In den ersten Vorträgen des letzten Symposiumstages wurde Kunzens Chormusik gewürdigt. Prof. Dr. Joachim Kremer (Stuttgart) erläuterte anhand der „Kantate zum Jahrhundertwechsel“ den vollzogenen Wechsel der Funeral- zur Gedenkmusik. Neue Fragen nach typischen Klagetopoi am Ende des 18. Jahrhunderts seien wegen dieses Wandels anhand von weiterführenden Vergleichen herauszuarbeiten. Kunzens Oratorium „Lazarus oder die Feier der Auferstehung“ wurde von Prof. Dr. Andreas Waczkat (Göttingen) schließlich im Kontext von August Hermann Niemeyers zeitgenössischen drei Kategorien religiösen Textschreibens als vermischtes religiöses Singspiel eingeordnet.

Im letzten Vortrag weitete Christiane Wiesenfeldt abschließend den Blick über den reinen Werkhorizont hinaus und stellte mögliche Gründe für die mangelnde Rezeption des „zwischen die Maschen der Musikgeschichtsschreibung“ gefallenen Kunzen im 19. Jahrhundert vor.

Die Referate boten in ihrem breiten Spektrum mit der Fokussierung auf je eine Gattung einen guten Überblick über das gesamte Schaffen eines fast vergessenen Komponisten.

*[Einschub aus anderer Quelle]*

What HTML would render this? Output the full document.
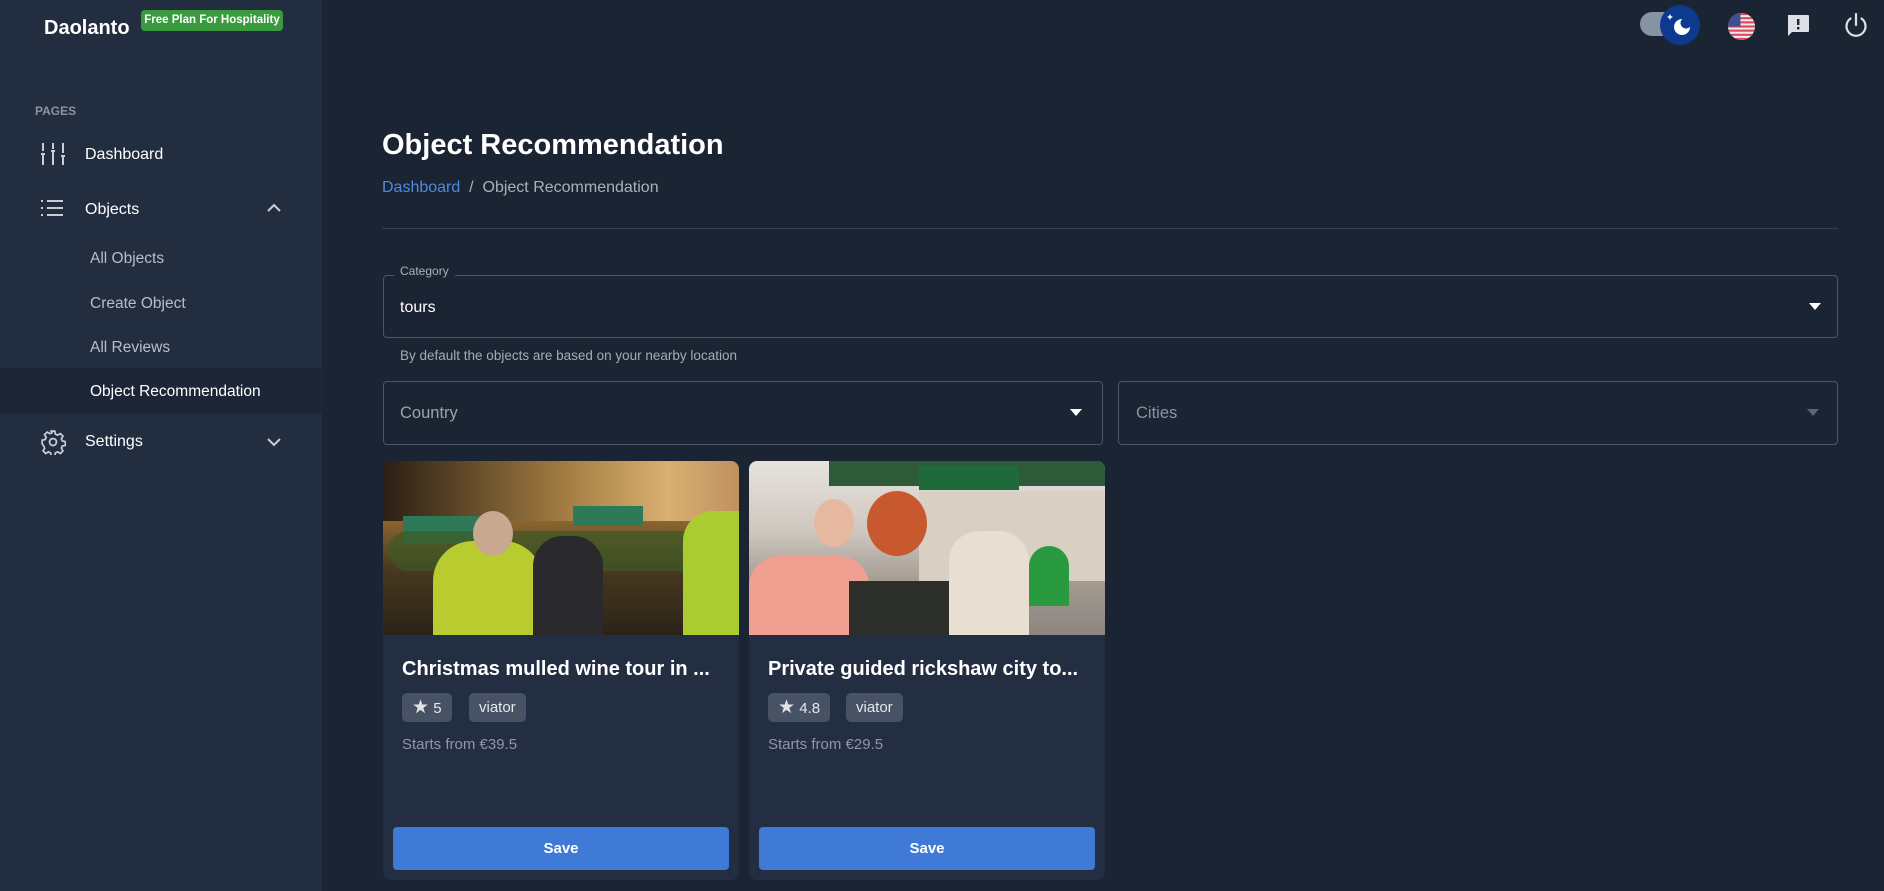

Sie zeigten aber auch die Schwierigkeiten fehlender Grundlagenforschung und nur mangelhafter Quellenerschließung auf: Oft konnten wegen nicht vorhandener Noten und Aufnahmen die konkreten Werke Kunzens nur oberflächlich besprochen werden.

Die zeitnahe Veröffentlichung der Beiträge in einem Tagungsbericht ist geplant. Am 15. März sendet SWR2 ab 15.05 Uhr einen einstündigen Bericht über die Tagung (weitere Informationen unter www.kunzen2011.de).